Per il 2024 è prevista l’emissione ulteriore di BTP per un valore di 480 miliardi di euro e in un certo senso il Governo vuole attirare investitori. In questa ottica si colloca l’articolo 39 della bozza di legge di Bilancio 2024 presentata al Parlamento che esclude dal calcolo dell’Isee i Titoli di Stato indicati nell’articolo 3 del Testo unico delle disposizioni legislative e regolamentari in materia di debito pubblico di cui al decreto del Presidente della Repubblica 30 dicembre 2003, n. 398.

Quanto incide la misura?

Gli italiani sono un popolo di risparmiatori e soprattutto amano i Titoli di Stato. Nel 2023 con l’emissione di BTP Valore sono stati acquistati Titoli di Stato per un valore complessivo di 35,2 miliardi di euro, 18 miliardi raccolti nella prima emissione e 17,2 miliardi nella seconda emissione.

A questi si devono aggiungere i Titoli di Stato acquistati precedentemente. Un vero tesoretto che esce dalle dichiarazioni Isee degli italiani e porta a una notevole riduzione dell’Indicatore della situazione economica equivalente con accesso alle prestazioni sociali per molte famiglie che prima rischiavano di essere escluse.
Ricordiamo inoltre che tra i Titoli di Stato non rientrano solo i BTP, ma anche altri, ad esempio:

1) Bot, ( Buoni ordinari dello Stato) titoli a breve termine, ossia con durata non superiore a un anno;
2) Btp, (Buoni del tesoro poliennali) caratterizzati da cedole fisse semestrali;
3) CCTeu, Certificati di Credito del Tesoro Indicizzati all’euribor con cedola variabile;
4) Ctz, Certificati del Tesoro Zero Coupon titoli a 24 mesi privi di cedola.

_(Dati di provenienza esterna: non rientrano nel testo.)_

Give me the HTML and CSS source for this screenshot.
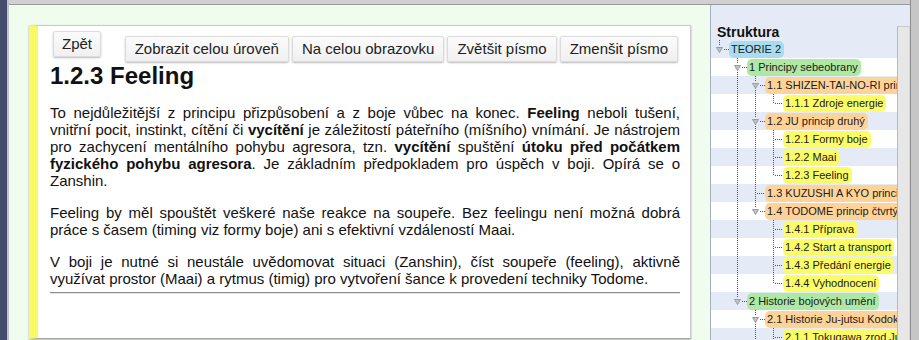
FILE: index.html
```html
<!DOCTYPE html>
<html lang="cs">
<head>
<meta charset="utf-8">
<title>1.2.3 Feeling</title>
<link rel="stylesheet" href="styles.css">
</head>
<body>
<div class="frame-l"></div>
<div class="app">
  <div class="topbar"></div>
  <div class="workspace">
    <div class="main">
      <div class="panel">
        <div class="toolbar">
          <button class="btn back">Zpět</button>
          <div class="tools">
            <button class="btn">Zobrazit celou úroveň</button>
            <button class="btn">Na celou obrazovku</button>
            <button class="btn">Zvětšit písmo</button>
            <button class="btn">Zmenšit písmo</button>
          </div>
        </div>
        <h1>1.2.3 Feeling</h1>
        <p>To nejdůležitější z principu přizpůsobení a z boje vůbec na konec. <b>Feeling</b> neboli tušení, vnitřní pocit, instinkt, cítění či <b>vycítění</b> je záležitostí páteřního (míšního) vnímání. Je nástrojem pro zachycení mentálního pohybu agresora, tzn. <b>vycítění</b> spuštění <b>útoku před počátkem fyzického pohybu agresora</b>. Je základním předpokladem pro úspěch v boji. Opírá se o Zanshin.</p>
        <p>Feeling by měl spouštět veškeré naše reakce na soupeře. Bez feelingu není možná dobrá práce s časem (timing viz formy boje) ani s efektivní vzdáleností Maai.</p>
        <p class="last">V boji je nutné si neustále uvědomovat situaci (Zanshin), číst soupeře (feeling), aktivně využívat prostor (Maai) a rytmus (timig) pro vytvoření šance k provedení techniky Todome.</p>
        <hr>
      </div>
    </div>
    <div class="sidebar">
      <div class="tree-col">
        <div class="side-title">Struktura</div>
        <div class="tree">
          <div class="row"><span class="c e"><svg class="tri" width="7" height="6" viewBox="0 0 7 6"><polygon points="0.5,0.5 6.5,0.5 3.5,5.5"/></svg></span><span class="lbl k0">TEORIE 2</span></div>
          <div class="row"><span class="c"></span><span class="c e more"><svg class="tri" width="7" height="6" viewBox="0 0 7 6"><polygon points="0.5,0.5 6.5,0.5 3.5,5.5"/></svg></span><span class="lbl k1">1 Principy sebeobrany</span></div>
          <div class="row"><span class="c"></span><span class="c v"></span><span class="c e more"><svg class="tri" width="7" height="6" viewBox="0 0 7 6"><polygon points="0.5,0.5 6.5,0.5 3.5,5.5"/></svg></span><span class="lbl k2">1.1 SHIZEN-TAI-NO-RI princip první</span></div>
          <div class="row"><span class="c"></span><span class="c v"></span><span class="c v"></span><span class="c l"></span><span class="lbl k3">1.1.1 Zdroje energie</span></div>
          <div class="row"><span class="c"></span><span class="c v"></span><span class="c e more"><svg class="tri" width="7" height="6" viewBox="0 0 7 6"><polygon points="0.5,0.5 6.5,0.5 3.5,5.5"/></svg></span><span class="lbl k2">1.2 JU princip druhý</span></div>
          <div class="row"><span class="c"></span><span class="c v"></span><span class="c v"></span><span class="c t"></span><span class="lbl k3">1.2.1 Formy boje</span></div>
          <div class="row"><span class="c"></span><span class="c v"></span><span class="c v"></span><span class="c t"></span><span class="lbl k3">1.2.2 Maai</span></div>
          <div class="row"><span class="c"></span><span class="c v"></span><span class="c v"></span><span class="c l"></span><span class="lbl k3">1.2.3 Feeling</span></div>
          <div class="row"><span class="c"></span><span class="c v"></span><span class="c t"></span><span class="lbl k2">1.3 KUZUSHI A KYO princip třetí</span></div>
          <div class="row"><span class="c"></span><span class="c v"></span><span class="c e"><svg class="tri" width="7" height="6" viewBox="0 0 7 6"><polygon points="0.5,0.5 6.5,0.5 3.5,5.5"/></svg></span><span class="lbl k2">1.4 TODOME princip čtvrtý</span></div>
          <div class="row"><span class="c"></span><span class="c v"></span><span class="c"></span><span class="c t"></span><span class="lbl k3">1.4.1 Příprava</span></div>
          <div class="row"><span class="c"></span><span class="c v"></span><span class="c"></span><span class="c t"></span><span class="lbl k3">1.4.2 Start a transport</span></div>
          <div class="row"><span class="c"></span><span class="c v"></span><span class="c"></span><span class="c t"></span><span class="lbl k3">1.4.3 Předání energie</span></div>
          <div class="row"><span class="c"></span><span class="c v"></span><span class="c"></span><span class="c l"></span><span class="lbl k3">1.4.4 Vyhodnocení</span></div>
          <div class="row"><span class="c"></span><span class="c e"><svg class="tri" width="7" height="6" viewBox="0 0 7 6"><polygon points="0.5,0.5 6.5,0.5 3.5,5.5"/></svg></span><span class="lbl k1">2 Historie bojových umění</span></div>
          <div class="row"><span class="c"></span><span class="c"></span><span class="c e more"><svg class="tri" width="7" height="6" viewBox="0 0 7 6"><polygon points="0.5,0.5 6.5,0.5 3.5,5.5"/></svg></span><span class="lbl k2">2.1 Historie Ju-jutsu Kodokan</span></div>
          <div class="row"><span class="c"></span><span class="c"></span><span class="c v"></span><span class="c t"></span><span class="lbl k3">2.1.1 Tokugawa zrod Ju-jutsu</span></div>
        </div>
      </div>
      <div class="scroll"></div>
    </div>
  </div>
</div>
<div class="frame-r"></div>
</body>
</html>
```
FILE: styles.css
```css
html, body {
  margin: 0;
  padding: 0;
}
body {
  display: flex;
  width: 919px;
  height: 340px;
  overflow: hidden;
  font-family: "Liberation Sans", Arial, sans-serif;
  color: #111;
  background: #f0fdee;
}
.frame-l {
  width: 7px;
  flex: none;
  background: #454b6c;
  border-right: 2px solid #bfc2cc;
}
.frame-r {
  width: 8px;
  flex: none;
  background: #c6c6c6;
  border-left: 1px solid #8e8e8e;
}
.app {
  flex: 1;
  display: flex;
  flex-direction: column;
  min-width: 0;
}
.topbar {
  height: 4px;
  flex: none;
  background: #d0d0d0;
  border-bottom: 1px solid #9a9a9a;
}
.workspace {
  flex: 1;
  display: flex;
  min-height: 0;
}
.main {
  width: 701px;
  flex: none;
  background: #f0fdee;
  padding: 20px 19px 0 20px;
  box-sizing: border-box;
}
.panel {
  height: 314px;
  box-sizing: border-box;
  background: #fff;
  border-left: 9px solid #f9f968;
  border-top: 1px solid #cacaca;
  border-right: 1px solid #cacaca;
  border-bottom: 1px solid #a8a8a8;
  box-shadow: 0 1px 2px rgba(0, 0, 0, 0.3);
  padding: 5px 10px 0 12px;
}
.toolbar {
  display: flex;
  align-items: flex-start;
}
.btn {
  font: 15px/17px "Liberation Sans", Arial, sans-serif;
  color: #222;
  background: linear-gradient(#fbfbfb, #f0f0f0);
  border: 1px solid #dcdcdc;
  border-radius: 2px;
  box-shadow: 0 1px 2px rgba(0, 0, 0, 0.28);
  padding: 3px 9px 4px;
  margin: 0;
}
.back {
  margin-left: 3px;
  padding: 3px 8px 4px;
}
.tools {
  margin-left: auto;
  margin-right: 2px;
  margin-top: 5px;
  display: flex;
  gap: 3px;
}
h1 {
  font-size: 24px;
  line-height: 28px;
  font-weight: bold;
  margin: 0 0 14px;
  color: #111;
}
p {
  font-size: 15px;
  line-height: 17px;
  margin: 0 0 15px;
  text-align: justify;
}
p.last {
  margin-bottom: 0;
}
hr {
  margin: 5px 0 0;
  height: 0;
  border: 0;
  border-top: 1px solid #8c8c8c;
  border-bottom: 1px solid #e6e6e6;
}

/* sidebar */
.sidebar {
  width: 200px;
  flex: none;
  box-sizing: border-box;
  border-left: 1px solid #a6afbe;
  background: #e4ebf7;
  display: flex;
}
.tree-col {
  width: 186px;
  flex: none;
  overflow: hidden;
}
.side-title {
  font-weight: bold;
  font-size: 14px;
  line-height: 15px;
  padding: 20px 0 0 6px;
  color: #111;
}
.scroll {
  width: 11px;
  flex: none;
  margin-top: 21px;
  background: #e7e7e7;
  border-left: 1px solid #b9b9b9;
  border-top: 1px solid #c9c9c9;
  border-right: 1px solid #d6d6d6;
}
.row {
  height: 18px;
  display: flex;
  align-items: center;
  white-space: nowrap;
  overflow: hidden;
  font-size: 11px;
  color: #1a1a1a;
}
.row:nth-child(even) {
  background: #fff;
}
.c {
  width: 18px;
  height: 18px;
  flex: none;
  box-sizing: border-box;
}
.v {
  background: repeating-linear-gradient(to bottom, #555 0 1px, transparent 1px 2px) 8px 0 / 1px 18px no-repeat;
}
.t {
  background:
    repeating-linear-gradient(to bottom, #555 0 1px, transparent 1px 2px) 8px 0 / 1px 18px no-repeat,
    repeating-linear-gradient(to right, #555 0 1px, transparent 1px 2px) 10px 9px / 8px 1px no-repeat;
}
.l {
  background:
    repeating-linear-gradient(to bottom, #555 0 1px, transparent 1px 2px) 8px 0 / 1px 10px no-repeat,
    repeating-linear-gradient(to right, #555 0 1px, transparent 1px 2px) 10px 9px / 8px 1px no-repeat;
}
.e {
  display: flex;
  align-items: center;
  padding-left: 5px;
  background:
    repeating-linear-gradient(to bottom, #555 0 1px, transparent 1px 2px) 8px 0 / 1px 6px no-repeat,
    repeating-linear-gradient(to right, #555 0 1px, transparent 1px 2px) 13px 9px / 5px 1px no-repeat;
}
.e.more {
  background:
    repeating-linear-gradient(to bottom, #555 0 1px, transparent 1px 2px) 8px 0 / 1px 6px no-repeat,
    repeating-linear-gradient(to bottom, #555 0 1px, transparent 1px 2px) 8px 12px / 1px 6px no-repeat,
    repeating-linear-gradient(to right, #555 0 1px, transparent 1px 2px) 13px 9px / 5px 1px no-repeat;
}
.tri {
  display: block;
  margin-top: 1px;
}
.tri polygon {
  fill: #c2c2c2;
  stroke: #9c9c9c;
  stroke-width: 1;
}
.lbl {
  flex: none;
  height: 17px;
  line-height: 17px;
  padding: 0 3px 0 2px;
  border-radius: 5px;
}
.k0 { background: #a9dcee; }
.k1 { background: #aee8a4; }
.k2 { background: #ffd397; }
.k3 { background: #fcfc66; }
```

Isee 2024, il nuovo calcolo è iniquo e penalizza i poveri

Naturalmente non sono mancate critiche da parte dell’opposizione a questa scelta, infatti eliminare i Titoli di Stato dal calcolo dell’Isee 2024 vuol dire favorire l’accesso alle prestazioni sociali da parte di famiglie che hanno comunque dei risparmi investiti e quindi che potenzialmente hanno risorse rispetto a famiglie che invece non riescono a risparmiare. Proprio per questo il nuovo calcolo dell’Isee 2024 è da considerarsi iniquo.